*** AVAILABLE DATA ***

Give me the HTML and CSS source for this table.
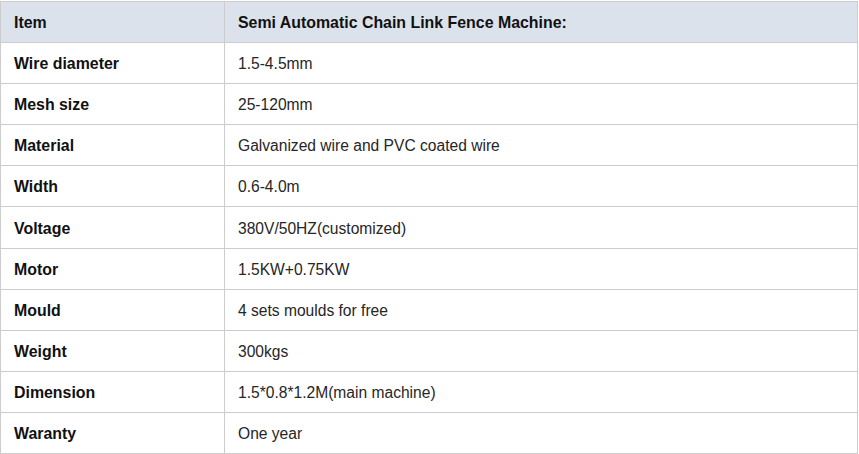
FILE: index.html
```html
<!DOCTYPE html>
<html>
<head>
<meta charset="utf-8">
<link rel="stylesheet" href="styles.css">
</head>
<body>
<table class="spec">
  <thead>
    <tr><th class="label">Item</th><th class="value">Semi Automatic Chain Link Fence Machine:</th></tr>
  </thead>
  <tbody>
    <tr><td class="label">Wire diameter</td><td class="value">1.5-4.5mm</td></tr>
    <tr><td class="label">Mesh size</td><td class="value">25-120mm</td></tr>
    <tr><td class="label">Material</td><td class="value">Galvanized wire and PVC coated wire</td></tr>
    <tr><td class="label">Width</td><td class="value">0.6-4.0m</td></tr>
    <tr><td class="label">Voltage</td><td class="value">380V/50HZ(customized)</td></tr>
    <tr><td class="label">Motor</td><td class="value">1.5KW+0.75KW</td></tr>
    <tr><td class="label">Mould</td><td class="value">4 sets moulds for free</td></tr>
    <tr><td class="label">Weight</td><td class="value">300kgs</td></tr>
    <tr><td class="label">Dimension</td><td class="value">1.5*0.8*1.2M(main machine)</td></tr>
    <tr><td class="label">Waranty</td><td class="value">One year</td></tr>
  </tbody>
</table>
</body>
</html>
```
FILE: styles.css
```css
html, body {
  margin: 0;
  padding: 0;
  background: #ffffff;
}
body {
  padding-top: 1px;
  font-family: "Liberation Sans", Arial, sans-serif;
  font-size: 15.6px;
  color: #1e1e1e;
}
.spec {
  border-collapse: collapse;
  width: 858px;
  table-layout: fixed;
}
.spec th, .spec td {
  border: 1px solid #cccccc;
  height: 41.1px;
  padding: 2px 13px 0 13px;
  text-align: left;
  vertical-align: middle;
  box-sizing: border-box;
}
.spec thead th {
  background: #dce2ec;
  font-weight: bold;
  color: #111111;
}
.spec .label {
  width: 224px;
  font-weight: bold;
  font-size: 15.9px;
  color: #111111;
}
.spec th.value {
  font-size: 15.9px;
}
.spec td.value {
  font-weight: normal;
  color: #262626;
}
```
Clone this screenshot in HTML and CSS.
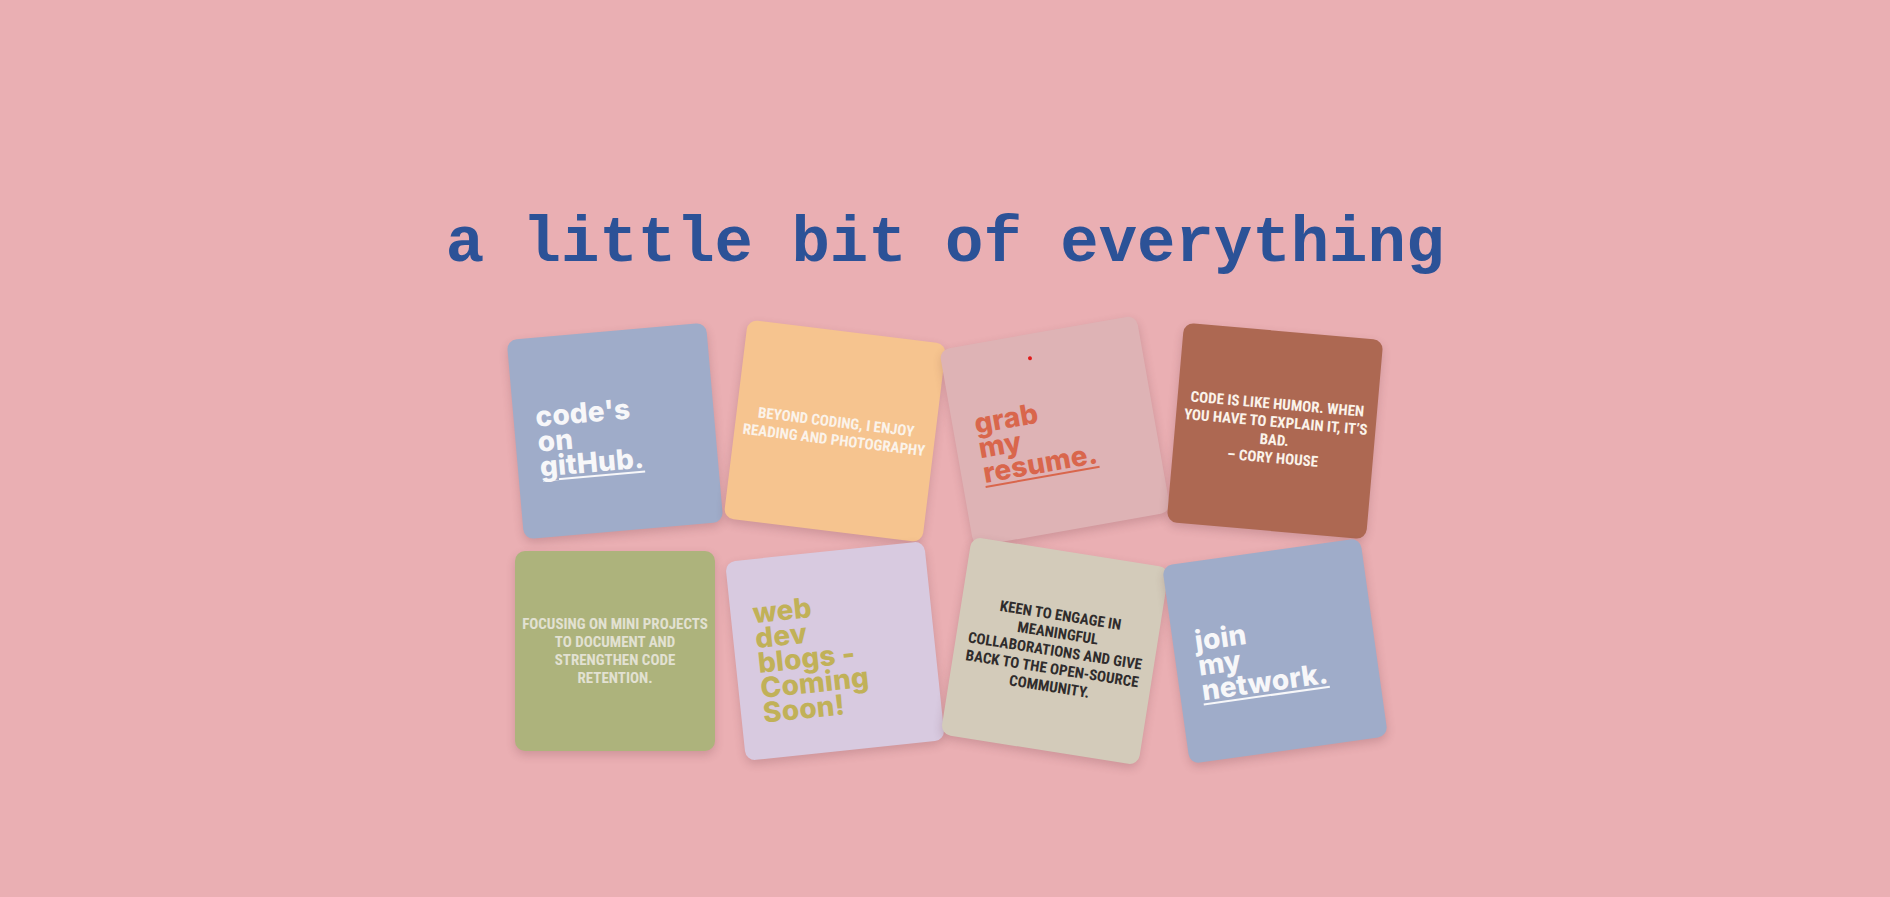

***

Extract every line above that contains the word "table".

FINAL RESULT:
Give me the HTML and CSS source for this table.
<table class="spec">
</table>
  table-layout: fixed;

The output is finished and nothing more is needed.